GIVEN DATA
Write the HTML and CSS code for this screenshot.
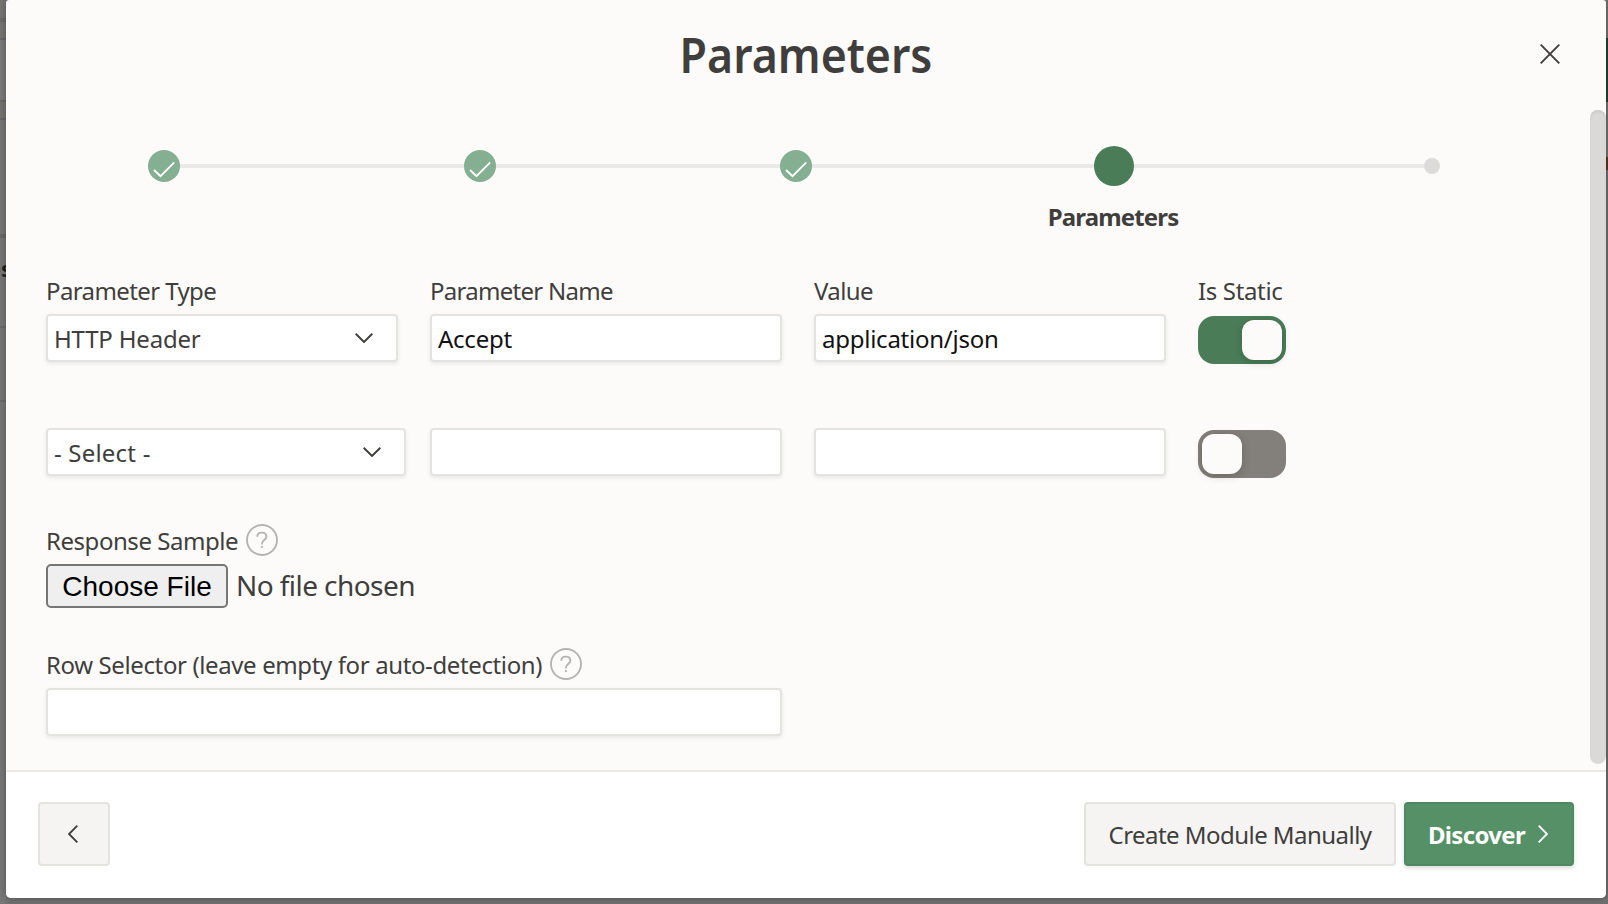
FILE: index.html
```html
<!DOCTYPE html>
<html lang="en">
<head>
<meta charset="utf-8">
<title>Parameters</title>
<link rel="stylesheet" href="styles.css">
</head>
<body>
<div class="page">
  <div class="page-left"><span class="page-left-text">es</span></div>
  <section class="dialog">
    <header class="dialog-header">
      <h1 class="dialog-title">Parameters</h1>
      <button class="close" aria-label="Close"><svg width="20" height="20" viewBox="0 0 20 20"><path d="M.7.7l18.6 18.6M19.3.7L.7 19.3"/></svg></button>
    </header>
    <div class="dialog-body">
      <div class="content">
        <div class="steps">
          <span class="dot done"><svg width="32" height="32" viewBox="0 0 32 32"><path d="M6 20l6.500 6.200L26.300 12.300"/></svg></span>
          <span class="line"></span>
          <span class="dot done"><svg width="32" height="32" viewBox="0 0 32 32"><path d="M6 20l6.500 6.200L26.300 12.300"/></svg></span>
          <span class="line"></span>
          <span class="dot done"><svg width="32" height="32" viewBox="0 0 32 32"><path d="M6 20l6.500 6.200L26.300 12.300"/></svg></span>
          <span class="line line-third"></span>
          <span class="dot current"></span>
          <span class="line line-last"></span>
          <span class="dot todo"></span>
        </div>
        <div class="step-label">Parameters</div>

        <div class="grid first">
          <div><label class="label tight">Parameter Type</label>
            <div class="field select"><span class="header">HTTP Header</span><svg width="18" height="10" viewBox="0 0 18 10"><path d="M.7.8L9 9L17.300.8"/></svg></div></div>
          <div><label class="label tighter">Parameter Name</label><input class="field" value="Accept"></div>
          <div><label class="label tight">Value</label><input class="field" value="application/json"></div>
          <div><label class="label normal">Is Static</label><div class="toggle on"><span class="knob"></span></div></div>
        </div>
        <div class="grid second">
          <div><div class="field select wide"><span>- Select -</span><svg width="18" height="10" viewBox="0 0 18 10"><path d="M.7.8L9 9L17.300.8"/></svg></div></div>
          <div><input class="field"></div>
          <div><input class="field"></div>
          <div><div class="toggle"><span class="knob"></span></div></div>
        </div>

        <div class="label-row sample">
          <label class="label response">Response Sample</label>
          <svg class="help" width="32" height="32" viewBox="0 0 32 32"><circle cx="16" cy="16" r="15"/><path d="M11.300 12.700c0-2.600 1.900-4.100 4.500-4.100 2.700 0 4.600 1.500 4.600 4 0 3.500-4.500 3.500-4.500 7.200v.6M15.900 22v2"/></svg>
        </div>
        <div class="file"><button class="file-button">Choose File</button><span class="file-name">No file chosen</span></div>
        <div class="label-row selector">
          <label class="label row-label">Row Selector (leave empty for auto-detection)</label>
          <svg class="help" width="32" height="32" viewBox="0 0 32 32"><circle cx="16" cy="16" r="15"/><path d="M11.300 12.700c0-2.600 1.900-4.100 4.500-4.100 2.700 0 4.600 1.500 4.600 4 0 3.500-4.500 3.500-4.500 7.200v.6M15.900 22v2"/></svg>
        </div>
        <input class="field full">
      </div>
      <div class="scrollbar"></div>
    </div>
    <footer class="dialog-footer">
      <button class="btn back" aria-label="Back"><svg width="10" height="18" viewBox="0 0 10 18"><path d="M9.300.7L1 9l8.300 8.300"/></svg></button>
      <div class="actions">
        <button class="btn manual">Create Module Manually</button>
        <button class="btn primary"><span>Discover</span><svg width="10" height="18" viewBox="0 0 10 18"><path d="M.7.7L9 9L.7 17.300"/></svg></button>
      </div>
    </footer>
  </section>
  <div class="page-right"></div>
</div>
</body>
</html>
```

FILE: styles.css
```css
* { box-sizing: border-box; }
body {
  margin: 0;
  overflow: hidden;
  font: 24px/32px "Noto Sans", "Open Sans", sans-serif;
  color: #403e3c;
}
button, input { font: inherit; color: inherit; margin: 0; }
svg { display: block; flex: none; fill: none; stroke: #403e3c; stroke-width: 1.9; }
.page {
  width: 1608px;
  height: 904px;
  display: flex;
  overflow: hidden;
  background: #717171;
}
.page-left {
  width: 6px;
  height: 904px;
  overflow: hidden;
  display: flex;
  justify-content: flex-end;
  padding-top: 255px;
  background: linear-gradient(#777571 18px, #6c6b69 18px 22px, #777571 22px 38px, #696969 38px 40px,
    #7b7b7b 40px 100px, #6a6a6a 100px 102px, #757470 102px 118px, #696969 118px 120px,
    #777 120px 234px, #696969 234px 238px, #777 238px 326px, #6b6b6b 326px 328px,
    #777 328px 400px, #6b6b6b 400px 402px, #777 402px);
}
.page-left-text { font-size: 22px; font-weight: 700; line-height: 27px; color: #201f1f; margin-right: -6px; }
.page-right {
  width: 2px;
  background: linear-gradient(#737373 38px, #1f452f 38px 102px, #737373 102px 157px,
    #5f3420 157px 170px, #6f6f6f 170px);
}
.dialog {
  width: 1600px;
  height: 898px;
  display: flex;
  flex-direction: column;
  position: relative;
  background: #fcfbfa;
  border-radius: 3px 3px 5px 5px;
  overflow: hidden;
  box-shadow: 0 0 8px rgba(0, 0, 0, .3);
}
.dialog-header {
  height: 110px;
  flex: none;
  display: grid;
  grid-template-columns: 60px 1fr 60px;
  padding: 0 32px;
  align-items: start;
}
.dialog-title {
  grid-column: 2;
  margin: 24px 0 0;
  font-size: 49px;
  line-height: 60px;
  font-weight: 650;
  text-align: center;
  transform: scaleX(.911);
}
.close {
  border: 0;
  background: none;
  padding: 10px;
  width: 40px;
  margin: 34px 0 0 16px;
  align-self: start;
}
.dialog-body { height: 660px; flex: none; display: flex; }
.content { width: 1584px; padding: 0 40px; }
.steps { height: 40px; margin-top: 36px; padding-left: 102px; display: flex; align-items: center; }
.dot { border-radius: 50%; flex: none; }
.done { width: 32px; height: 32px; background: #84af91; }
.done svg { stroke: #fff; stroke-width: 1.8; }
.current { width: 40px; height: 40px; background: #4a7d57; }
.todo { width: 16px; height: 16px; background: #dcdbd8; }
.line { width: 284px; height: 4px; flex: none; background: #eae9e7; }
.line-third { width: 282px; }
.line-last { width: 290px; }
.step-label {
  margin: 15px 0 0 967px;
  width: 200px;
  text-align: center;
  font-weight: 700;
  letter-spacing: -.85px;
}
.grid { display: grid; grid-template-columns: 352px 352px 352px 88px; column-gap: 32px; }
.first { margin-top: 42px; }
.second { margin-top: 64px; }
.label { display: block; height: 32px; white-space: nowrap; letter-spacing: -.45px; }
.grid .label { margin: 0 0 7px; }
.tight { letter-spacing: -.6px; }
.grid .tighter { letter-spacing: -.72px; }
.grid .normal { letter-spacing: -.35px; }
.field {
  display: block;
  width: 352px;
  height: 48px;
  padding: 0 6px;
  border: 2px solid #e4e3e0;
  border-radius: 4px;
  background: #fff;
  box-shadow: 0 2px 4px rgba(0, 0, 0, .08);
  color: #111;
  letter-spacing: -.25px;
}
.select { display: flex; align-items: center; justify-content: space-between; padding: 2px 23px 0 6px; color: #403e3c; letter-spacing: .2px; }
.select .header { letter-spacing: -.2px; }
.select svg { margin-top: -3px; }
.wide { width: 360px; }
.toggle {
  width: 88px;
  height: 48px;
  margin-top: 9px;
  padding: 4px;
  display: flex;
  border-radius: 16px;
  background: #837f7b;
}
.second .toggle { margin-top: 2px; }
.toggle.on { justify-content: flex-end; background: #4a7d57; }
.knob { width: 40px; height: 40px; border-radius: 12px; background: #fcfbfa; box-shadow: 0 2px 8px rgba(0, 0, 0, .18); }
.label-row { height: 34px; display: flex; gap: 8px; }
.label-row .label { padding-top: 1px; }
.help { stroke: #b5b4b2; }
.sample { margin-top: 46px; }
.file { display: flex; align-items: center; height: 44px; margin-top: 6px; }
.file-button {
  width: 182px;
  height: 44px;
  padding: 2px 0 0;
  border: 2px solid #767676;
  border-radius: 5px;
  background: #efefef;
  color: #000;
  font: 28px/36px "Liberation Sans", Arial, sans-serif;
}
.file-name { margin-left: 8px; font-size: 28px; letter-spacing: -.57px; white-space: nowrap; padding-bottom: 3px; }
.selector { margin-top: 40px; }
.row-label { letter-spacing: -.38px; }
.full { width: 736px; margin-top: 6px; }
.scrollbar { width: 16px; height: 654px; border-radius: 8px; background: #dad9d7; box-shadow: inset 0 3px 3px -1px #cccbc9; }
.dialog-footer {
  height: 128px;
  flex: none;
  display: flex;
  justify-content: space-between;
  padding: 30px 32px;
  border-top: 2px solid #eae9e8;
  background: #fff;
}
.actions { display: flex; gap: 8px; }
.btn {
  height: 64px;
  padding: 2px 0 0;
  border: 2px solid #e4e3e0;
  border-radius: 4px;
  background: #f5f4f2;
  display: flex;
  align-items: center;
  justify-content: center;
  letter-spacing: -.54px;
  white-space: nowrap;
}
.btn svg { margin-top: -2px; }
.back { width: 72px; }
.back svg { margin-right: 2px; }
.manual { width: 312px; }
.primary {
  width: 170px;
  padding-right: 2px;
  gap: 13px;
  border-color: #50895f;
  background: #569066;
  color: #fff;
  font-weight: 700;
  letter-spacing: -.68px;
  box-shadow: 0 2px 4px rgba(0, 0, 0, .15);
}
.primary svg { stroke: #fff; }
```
--
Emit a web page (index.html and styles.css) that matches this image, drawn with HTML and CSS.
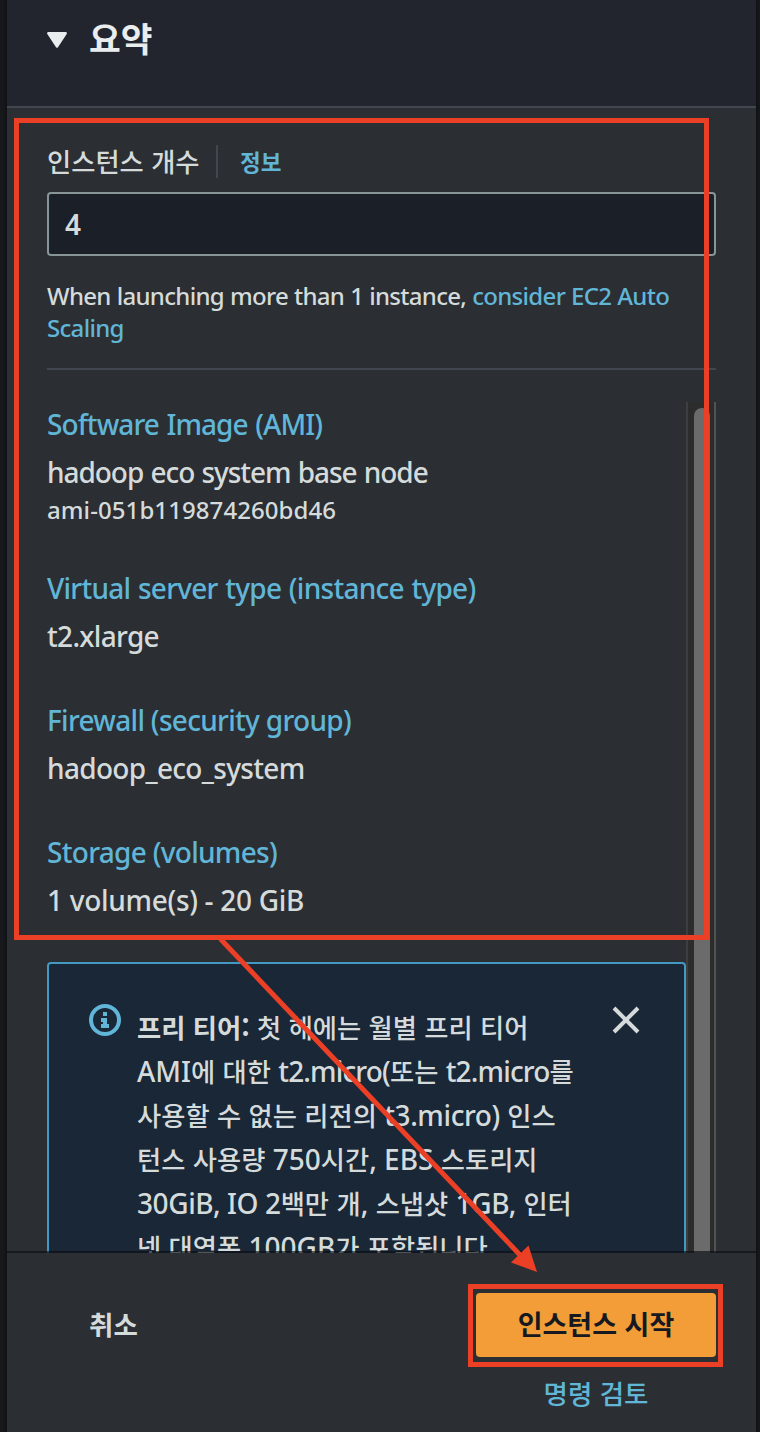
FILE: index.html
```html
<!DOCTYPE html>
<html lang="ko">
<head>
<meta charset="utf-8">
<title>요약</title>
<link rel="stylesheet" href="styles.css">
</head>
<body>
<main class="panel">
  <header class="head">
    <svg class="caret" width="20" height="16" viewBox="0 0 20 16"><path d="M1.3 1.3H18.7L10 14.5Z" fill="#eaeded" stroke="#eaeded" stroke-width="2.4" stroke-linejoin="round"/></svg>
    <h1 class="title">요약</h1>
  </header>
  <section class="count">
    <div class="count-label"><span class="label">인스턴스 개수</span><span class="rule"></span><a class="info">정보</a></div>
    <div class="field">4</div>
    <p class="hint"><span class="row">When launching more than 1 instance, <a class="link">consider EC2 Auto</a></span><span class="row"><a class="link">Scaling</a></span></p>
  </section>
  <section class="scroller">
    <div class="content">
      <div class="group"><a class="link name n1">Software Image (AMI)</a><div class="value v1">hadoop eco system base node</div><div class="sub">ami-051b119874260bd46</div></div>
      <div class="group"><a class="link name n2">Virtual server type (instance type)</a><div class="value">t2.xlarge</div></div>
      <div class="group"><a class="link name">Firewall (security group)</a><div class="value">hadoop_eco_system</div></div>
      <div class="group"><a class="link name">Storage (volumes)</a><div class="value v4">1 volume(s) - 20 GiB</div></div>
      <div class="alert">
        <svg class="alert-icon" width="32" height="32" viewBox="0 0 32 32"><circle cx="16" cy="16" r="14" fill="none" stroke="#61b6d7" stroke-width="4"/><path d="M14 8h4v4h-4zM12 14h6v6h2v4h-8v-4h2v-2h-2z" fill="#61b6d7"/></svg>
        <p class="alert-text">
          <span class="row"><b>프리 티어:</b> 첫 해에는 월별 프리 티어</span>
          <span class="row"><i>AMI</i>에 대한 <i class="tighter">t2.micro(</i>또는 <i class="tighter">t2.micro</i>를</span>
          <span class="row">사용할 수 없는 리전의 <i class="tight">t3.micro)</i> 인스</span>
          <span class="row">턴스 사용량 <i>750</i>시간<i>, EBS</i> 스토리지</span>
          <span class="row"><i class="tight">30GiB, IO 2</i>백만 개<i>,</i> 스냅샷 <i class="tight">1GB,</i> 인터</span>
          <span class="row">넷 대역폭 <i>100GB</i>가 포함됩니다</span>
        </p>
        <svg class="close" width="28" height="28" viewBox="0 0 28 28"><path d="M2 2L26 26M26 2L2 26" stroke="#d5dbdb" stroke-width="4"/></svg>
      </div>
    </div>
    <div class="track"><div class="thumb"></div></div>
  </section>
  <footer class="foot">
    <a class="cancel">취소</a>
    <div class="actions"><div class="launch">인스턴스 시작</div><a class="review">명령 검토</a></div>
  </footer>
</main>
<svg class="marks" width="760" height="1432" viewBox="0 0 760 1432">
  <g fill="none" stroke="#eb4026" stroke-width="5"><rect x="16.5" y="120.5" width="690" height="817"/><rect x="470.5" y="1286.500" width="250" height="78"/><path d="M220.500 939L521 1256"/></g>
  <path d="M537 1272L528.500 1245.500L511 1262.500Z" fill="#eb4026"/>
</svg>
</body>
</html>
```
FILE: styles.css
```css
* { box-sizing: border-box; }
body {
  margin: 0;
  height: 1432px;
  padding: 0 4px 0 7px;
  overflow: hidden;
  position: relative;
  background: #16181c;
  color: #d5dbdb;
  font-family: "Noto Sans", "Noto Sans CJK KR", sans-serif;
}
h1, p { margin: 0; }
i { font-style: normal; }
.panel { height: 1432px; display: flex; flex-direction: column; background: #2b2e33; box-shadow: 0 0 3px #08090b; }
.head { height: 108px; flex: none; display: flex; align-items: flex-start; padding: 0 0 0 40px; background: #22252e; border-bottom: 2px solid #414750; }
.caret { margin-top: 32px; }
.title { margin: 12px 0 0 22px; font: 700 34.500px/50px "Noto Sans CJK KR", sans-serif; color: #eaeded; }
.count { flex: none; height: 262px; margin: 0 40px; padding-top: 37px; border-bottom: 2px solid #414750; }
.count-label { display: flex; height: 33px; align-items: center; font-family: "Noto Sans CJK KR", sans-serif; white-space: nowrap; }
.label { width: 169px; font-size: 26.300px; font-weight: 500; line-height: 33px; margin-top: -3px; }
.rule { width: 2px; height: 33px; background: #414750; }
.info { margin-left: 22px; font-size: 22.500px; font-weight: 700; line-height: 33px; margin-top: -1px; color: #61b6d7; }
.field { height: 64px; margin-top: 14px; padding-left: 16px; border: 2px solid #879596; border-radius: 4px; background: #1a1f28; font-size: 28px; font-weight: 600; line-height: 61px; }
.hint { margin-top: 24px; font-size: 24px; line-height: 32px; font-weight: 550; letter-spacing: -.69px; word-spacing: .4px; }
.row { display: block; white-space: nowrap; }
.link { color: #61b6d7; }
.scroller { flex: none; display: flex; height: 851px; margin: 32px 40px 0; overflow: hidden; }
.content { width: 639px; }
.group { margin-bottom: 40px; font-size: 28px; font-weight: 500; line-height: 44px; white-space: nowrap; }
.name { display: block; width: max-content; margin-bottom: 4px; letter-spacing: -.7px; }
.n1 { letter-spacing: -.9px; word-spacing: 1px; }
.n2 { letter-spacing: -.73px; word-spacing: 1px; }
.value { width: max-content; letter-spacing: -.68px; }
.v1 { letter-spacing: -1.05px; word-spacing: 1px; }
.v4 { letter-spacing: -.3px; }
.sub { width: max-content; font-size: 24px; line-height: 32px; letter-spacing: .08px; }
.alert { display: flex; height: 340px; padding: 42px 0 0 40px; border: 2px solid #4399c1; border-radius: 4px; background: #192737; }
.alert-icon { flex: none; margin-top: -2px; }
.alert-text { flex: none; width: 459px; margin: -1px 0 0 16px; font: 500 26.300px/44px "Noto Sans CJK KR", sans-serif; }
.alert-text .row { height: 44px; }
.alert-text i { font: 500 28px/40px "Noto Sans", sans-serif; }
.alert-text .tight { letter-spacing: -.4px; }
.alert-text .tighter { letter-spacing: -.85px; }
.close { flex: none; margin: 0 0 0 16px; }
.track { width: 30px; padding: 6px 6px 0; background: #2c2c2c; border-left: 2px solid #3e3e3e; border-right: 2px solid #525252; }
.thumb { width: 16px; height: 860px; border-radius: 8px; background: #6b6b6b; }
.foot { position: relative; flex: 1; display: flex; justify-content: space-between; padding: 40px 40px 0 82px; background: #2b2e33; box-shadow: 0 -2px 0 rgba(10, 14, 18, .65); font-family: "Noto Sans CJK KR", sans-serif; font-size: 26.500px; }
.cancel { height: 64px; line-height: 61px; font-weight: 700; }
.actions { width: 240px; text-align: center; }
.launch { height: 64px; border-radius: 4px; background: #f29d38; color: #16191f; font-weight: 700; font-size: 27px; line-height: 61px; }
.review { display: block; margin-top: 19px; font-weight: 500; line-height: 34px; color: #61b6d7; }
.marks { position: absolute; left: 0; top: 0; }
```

GIVEN REQUEST
Copy out every line of the material above that mentions the word "this".

CORRECT ANSWER
Write the HTML and CSS code for this screenshot.
Emit a web page (index.html and styles.css) that matches this image, drawn with HTML and CSS.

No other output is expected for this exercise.